Amendment moved, to leave out ("now") and add at the end of the Motion ("this day three months.")

LORD SELBORNE

admitted that there were several points in reference to which the existing law required revision and amendment; but the matter was one involving so much of detail and requiring so large an amount of consideration and discussion that he did not think the present was an opportune moment for dealing with it. He thought that after the statement of the noble and learned Lord on the Woolsack his noble and learned Friend could not expect to induce their Lordships to deal with the subject—in this Session, at least—and therefore he hoped he would not press the second reading to a division.

LORD STANLEY OF ALDERLEY

said, he would advert to one point in the noble and learned Lord's speech in introducing this Bill. The noble and learned Lord, in holding up the legislation on this point of the rest of Europe as superior to that of England, said that it was derived from the Institutes of Justinian in the Lower Empire; now, the noble and learned Lord would remember that, at that time, men thought like his friend the lady he had referred to, that it was better for people to live together without being married, and if the Roman Empire had lasted longer the Roman Government would have had to give men a bounty to marry.

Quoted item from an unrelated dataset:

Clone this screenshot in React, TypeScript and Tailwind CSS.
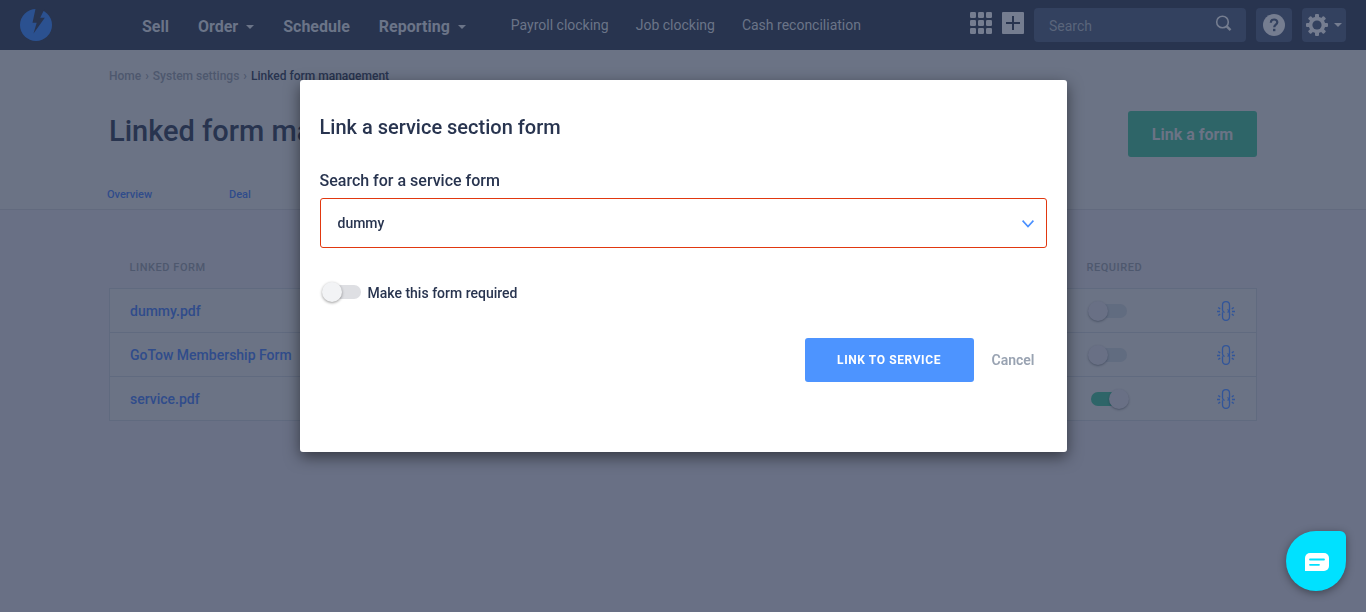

The noble and learned Lord also said that he would not take their Lordships through the Codes of Europe, and he did well not to do so; for he had seen in Portugal the scandal of a woman making her husband who had squandered his money, what was there called a "prodigal," that was to say, making it impossible for him to obtain credit, and incapacitating him for civil rights. He hoped their Lordships would object to the second reading of this Bill.

LORD COLERIDGE

said, that after the discussion that had taken place, he would not put their Lordships to the trouble of dividing.

Amendment, original Motion, and Bill (by leave of the House) withdrawn.